All das und vieles weitere geht ganz offenkundig nicht mit der CDU, wie die sächsische SPD inzwischen leidvoll erfahren musste. Seit 1990 wurde im Osten wohl noch nie ein kleinerer Koalitionspartner derart gedemütigt und konnte so wenig durchsetzen wie die hiesigen Sozialdemokraten. Die SPD muss sich entscheiden, ob sie künftig weiter höchstens 20 Prozent ihrer politischen Ziele mit der CDU realisieren oder 80 Prozent ihrer landespolitischen Vorstellungen gemeinsam mit uns umsetzen will.

Herr Tiefensee hat heute in einem Interview mit der „Sächsischen Zeitung“ erklärt: „Die SPD koaliert mit der Partei, mit der sie die meisten ihrer Projekte durchsetzen kann.“ Soweit so gut und auch richtig.
Doch schon wenige Zeilen später sagt der ehemalige Leipziger OB und heutige Bundesminister (wieder Zitat): „Die SPD wird weder im Saarland noch in Thüringen oder in Sachsen einen Ministerpräsidenten der LINKEN wählen.“

Absurder geht es kaum noch, denn das heißt doch im Klartext: Entweder wir als SPD stellen den Regierungschef, dann beschließen wir gemeinsam mit der LINKEN zum Beispiel ein neues, modernes Schulgesetz, oder aber wir liegen hinter der LINKEN, dann steigen wir im Zweifel lieber weitere fünf Jahre mit der CDU ins Bett und wählen einen CDU-Ministerpräsidenten, wohl wissend, dass sich dann am schlechten sächsischen Schulgesetz nichts ändern wird.
Wenn die SPD sich hier nicht korrigiert, dann müssen wir im Wahlkampf deutlich machen, dass es den Sozialdemokraten allein um die Macht geht und sie dafür offenkundig bereit sind, fast sämtliche politische Inhalte über Bord zu werfen, denn dass die SPD vor uns landet, glaubt noch nicht mal Herr Jurk selbst.
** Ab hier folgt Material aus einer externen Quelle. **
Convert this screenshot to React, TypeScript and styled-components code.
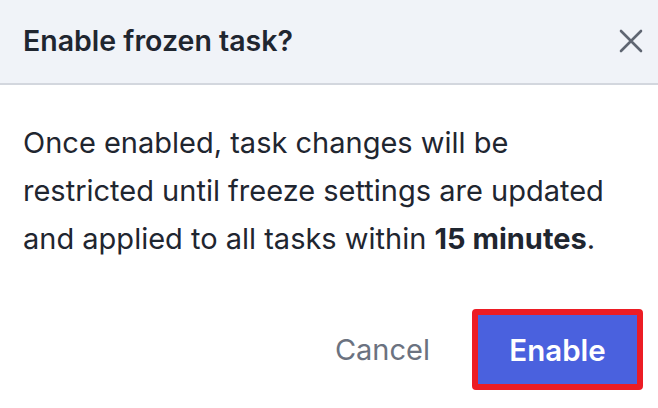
import React from 'react';
import styled, { createGlobalStyle } from 'styled-components';

const GlobalStyle = createGlobalStyle`
  html, body {
    margin: 0;
    padding: 0;
    background: #ffffff;
  }
  body {
    font-family: Inter, "Noto Sans", "Liberation Sans", sans-serif;
  }
`;

const Dialog = styled.div`
  width: 658px;
  height: 408px;
  display: flex;
  flex-direction: column;
  background: #ffffff;
`;

const Header = styled.div`
  height: 85px;
  box-sizing: border-box;
  display: flex;
  align-items: center;
  justify-content: space-between;
  padding: 0 12px 2px 23px;
  background: #f0f3f8;
  border-bottom: 2px solid #d3d7de;
`;

const Title = styled.h2`
  margin: 0;
  font-size: 28.5px;
  font-weight: 600;
  color: #1f2630;
`;

const CloseButton = styled.button`
  width: 30px;
  height: 30px;
  padding: 0;
  border: none;
  background: transparent;
  display: flex;
  align-items: center;
  justify-content: center;
  color: #5f6672;
  cursor: pointer;
`;

const Body = styled.div`
  padding: 34px 23px 0;
`;

const Message = styled.p`
  margin: 0;
  font-size: 29px;
  line-height: 48px;
  color: #1f2630;

  strong {
    font-weight: 700;
  }
`;

const Footer = styled.div`
  display: flex;
  justify-content: flex-end;
  align-items: center;
  gap: 42px;
  padding: 46px 15px 0;
`;

const TextButton = styled.button`
  border: none;
  background: transparent;
  padding: 0;
  font-family: inherit;
  font-size: 29px;
  color: #6b7280;
  cursor: pointer;
`;

const PrimaryButton = styled.button<{ $highlighted?: boolean }>`
  width: 171px;
  height: 81px;
  box-sizing: border-box;
  border: ${(p) => (p.$highlighted ? '6px solid #ec1c24' : 'none')};
  border-radius: 4px;
  background: #4a61de;
  color: #ffffff;
  font-family: inherit;
  font-size: 29.5px;
  font-weight: 600;
  cursor: pointer;
`;

const CloseIcon = () => (
  <svg width="24" height="24" viewBox="0 0 24 24" fill="none">
    <path
      d="M2 2L22 22M22 2L2 22"
      stroke="currentColor"
      strokeWidth="2.6"
      strokeLinecap="round"
    />
  </svg>
);

export default function App() {
  return (
    <>
      <GlobalStyle />
      <Dialog>
        <Header>
          <Title>Enable frozen task?</Title>
          <CloseButton aria-label="Close">
            <CloseIcon />
          </CloseButton>
        </Header>
        <Body>
          <Message>
            Once enabled, task changes will be
            <br />
            restricted until freeze settings are updated
            <br />
            and applied to all tasks within <strong>15 minutes</strong>.
          </Message>
        </Body>
        <Footer>
          <TextButton>Cancel</TextButton>
          <PrimaryButton $highlighted>Enable</PrimaryButton>
        </Footer>
      </Dialog>
    </>
  );
}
Im Übrigen gibt es in Deutschland klare parlamentarische Regeln: Die stärkste Fraktion innerhalb einer Koalition stellt den Regierungschef. Wir haben das in Mecklenburg-Vorpommern und Berlin akzeptiert und gehen daher selbstverständlich davon aus, dass die Sozialdemokraten dies in Thüringen oder Sachsen im umgekehrten Fall ebenso tun.

George Bernhard Shaw hat einmal gesagt: „Demokratie ist ein Verfahren, das garantiert, dass wir nicht besser regiert werden, als wir es verdienen.“ Ich bin sicher, immer mehr Menschen in diesem Land spüren: Sachsen hat besseres verdient als Stanislaw Tillich und seine CDU!

Und ich füge hinzu: Der sicherste Weg zur Ablösung der Union ist eine starke LINKE. Packen wir es gemeinsam an!